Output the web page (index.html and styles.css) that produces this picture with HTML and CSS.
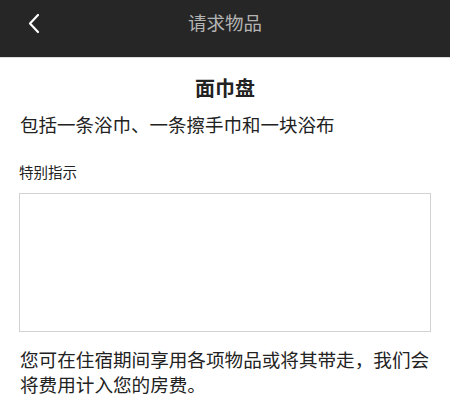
FILE: index.html
```html
<!DOCTYPE html>
<html lang="zh-CN">
<head>
<meta charset="utf-8">
<title>请求物品</title>
<link rel="stylesheet" href="styles.css">
</head>
<body>
<header class="topbar">
  <button class="back" aria-label="返回">
    <svg width="14" height="22" viewBox="0 0 14 22"><path d="M11 3 L3 11.5 L11 20" fill="none" stroke="#fff" stroke-width="2.2" stroke-linecap="round" stroke-linejoin="round"/></svg>
  </button>
  <div class="topbar-title">请求物品</div>
</header>
<main class="content">
  <h1 class="item-title">面巾盘</h1>
  <p class="item-desc">包括一条浴巾、一条擦手巾和一块浴布</p>
  <label class="field-label" for="notes">特别指示</label>
  <textarea id="notes" class="field-box"></textarea>
  <p class="note">您可在住宿期间享用各项物品或将其带走，我们会将费用计入您的房费。</p>
</main>
</body>
</html>
```

FILE: styles.css
```css
html, body {
  margin: 0;
  padding: 0;
  background: #ffffff;
}
body {
  font-family: "Noto Sans CJK SC", "Noto Sans", sans-serif;
  color: #222222;
}
.topbar {
  position: relative;
  height: 57px;
  background: #262626;
  border-bottom: 1px solid #dcdcdc;
  display: flex;
  align-items: center;
  justify-content: center;
}
.back {
  position: absolute;
  left: 27px;
  top: 12px;
  padding: 0;
  border: 0;
  background: none;
  width: 14px;
  height: 22px;
  display: block;
}
.back svg { display: block; }
.topbar-title {
  font-size: 18.5px;
  color: #b4b4b4;
  line-height: 26px;
  margin-top: -14px;
}
.content {
  display: flex;
  flex-direction: column;
  padding: 0 19px 0 19px;
}
.item-title {
  margin: 16px 0 0;
  font-size: 20px;
  line-height: 28px;
  font-weight: 700;
  text-align: center;
  color: #222;
}
.item-desc {
  margin: 8.5px 0 0 1px;
  font-size: 18.5px;
  line-height: 26px;
}
.field-label {
  margin: 25.5px 0 0 0;
  font-size: 14.5px;
  line-height: 20px;
  color: #222;
}
.field-box {
  margin: 10.5px 0 0;
  height: 139px;
  box-sizing: border-box;
  border: 1px solid #d2d2d2;
  resize: none;
  outline: none;
  padding: 0;
  background: #fff;
}
.note {
  margin: 15.5px 0 0 1px;
  font-size: 18.6px;
  line-height: 24.5px;
}
```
_____
• _EXERCISE_
Using the material above, set down every line exactly, but skip the pictures.

• _RESULT OF THIS EXERCISE_
Output the web page (index.html and styles.css) that produces this picture with HTML and CSS.
FILE: index.html
```html
<!DOCTYPE html>
<html lang="zh-CN">
<head>
<meta charset="utf-8">
<title>请求物品</title>
<link rel="stylesheet" href="styles.css">
</head>
<body>
<header class="topbar">
  <button class="back" aria-label="返回">
    <svg width="14" height="22" viewBox="0 0 14 22"><path d="M11 3 L3 11.5 L11 20" fill="none" stroke="#fff" stroke-width="2.2" stroke-linecap="round" stroke-linejoin="round"/></svg>
  </button>
  <div class="topbar-title">请求物品</div>
</header>
<main class="content">
  <h1 class="item-title">面巾盘</h1>
  <p class="item-desc">包括一条浴巾、一条擦手巾和一块浴布</p>
  <label class="field-label" for="notes">特别指示</label>
  <textarea id="notes" class="field-box"></textarea>
  <p class="note">您可在住宿期间享用各项物品或将其带走，我们会将费用计入您的房费。</p>
</main>
</body>
</html>
```

FILE: styles.css
```css
html, body {
  margin: 0;
  padding: 0;
  background: #ffffff;
}
body {
  font-family: "Noto Sans CJK SC", "Noto Sans", sans-serif;
  color: #222222;
}
.topbar {
  position: relative;
  height: 57px;
  background: #262626;
  border-bottom: 1px solid #dcdcdc;
  display: flex;
  align-items: center;
  justify-content: center;
}
.back {
  position: absolute;
  left: 27px;
  top: 12px;
  padding: 0;
  border: 0;
  background: none;
  width: 14px;
  height: 22px;
  display: block;
}
.back svg { display: block; }
.topbar-title {
  font-size: 18.5px;
  color: #b4b4b4;
  line-height: 26px;
  margin-top: -14px;
}
.content {
  display: flex;
  flex-direction: column;
  padding: 0 19px 0 19px;
}
.item-title {
  margin: 16px 0 0;
  font-size: 20px;
  line-height: 28px;
  font-weight: 700;
  text-align: center;
  color: #222;
}
.item-desc {
  margin: 8.5px 0 0 1px;
  font-size: 18.5px;
  line-height: 26px;
}
.field-label {
  margin: 25.5px 0 0 0;
  font-size: 14.5px;
  line-height: 20px;
  color: #222;
}
.field-box {
  margin: 10.5px 0 0;
  height: 139px;
  box-sizing: border-box;
  border: 1px solid #d2d2d2;
  resize: none;
  outline: none;
  padding: 0;
  background: #fff;
}
.note {
  margin: 15.5px 0 0 1px;
  font-size: 18.6px;
  line-height: 24.5px;
}
```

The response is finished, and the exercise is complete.